By default, Timewarp uses Pixel Motion as the Method setting, and it’s hard to imagine changing this setting other than to temporarily compare what is happening with the source (Whole Frames) or a simple blend without optical flow (Frame Mix).


• The Warp Layer control sets another layer as a target for the Timewarp operation. This is vital when you are working footage that would be difficult for Timewarp to analyze without first adjusting its contrast or luminance, or keying it, but those adjustments don’t belong in the final shot.

• The Tuning section contains controls to specify how many vectors Timewarp uses (Vector Detail) and how much smoothing to add (Global and Local Smoothing, Iterations), as well as Filtering, Error Threshold, and Block Size settings. It’s incorrect to assume that the best result will always come from raising Vector Detail, Smoothing, and Filtering, although in many cases it will help, even though it may slow image processing considerably.

Image tearing and pixel artifacts are the most common problems when using Timewarp. To solve these, specify a matte if at all possible. Next, you can increase Filtering from Normal to Extreme (although, even if Extreme helps, you may want to leave Filtering on Normal until it’s time to render, as Extreme will slow things down considerably). You can even increase the amount of smoothing on the Global (all vectors) and Local (single vector) level.


Image Tip

Timewarp isn’t the only optical flow option for After Effects users; before it ever existed, there was Twixtor from RE:Vision Effects, which may very well yield preferable results more easily. To explore whether this is the case with a given shot, try the demo version, available on this book’s disc.

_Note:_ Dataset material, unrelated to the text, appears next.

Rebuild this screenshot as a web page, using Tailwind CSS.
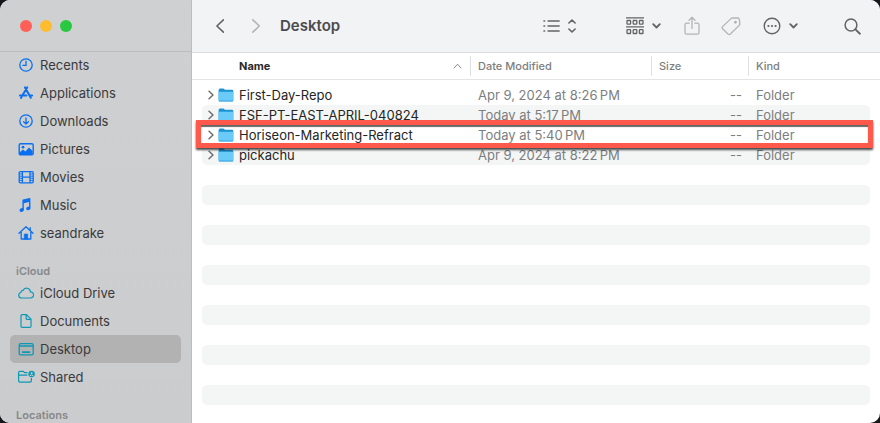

Increasing Error Threshold from the default of 1.00 results in fewer motion vectors and more blending, so it will also help with image tearing. However, a scene with heavy grain or other high-frequency detail will actually be improved by lowering this setting so that it is ignored.

Finally, you can increase Vector Details right up to the maximum setting of 100 and reduce Block Size from the default of 6.0, but this can be inadvisable when analyzing fast motion, where the vectors will not be spread across a wide enough matrix to track it.

Just like color keying (Chapter 6, “Color Keying”) successful retiming with optical flow requires that you learn to balance an interdependent set of adjustments, and to give the effect what it needs, source-wise, to maximize the possibility of success. And just as with keying, there is a third-party plug-in alternative that some users may prefer (see tip on this page).

In Conclusion

The elegance and logic of the After Effects Timeline is not always evident to the new user, but this chapter taught you that shortcuts and other workflow enhancements help streamline what might otherwise be tedious or exacting edits. The Timeline and Graph Editor, once mastered, give you the control you need over the timing and placement of elements.

If this chapter’s information seems overwhelming on first read, keep coming back to it so that specific tips can sink in once you’ve encountered the right context to use them.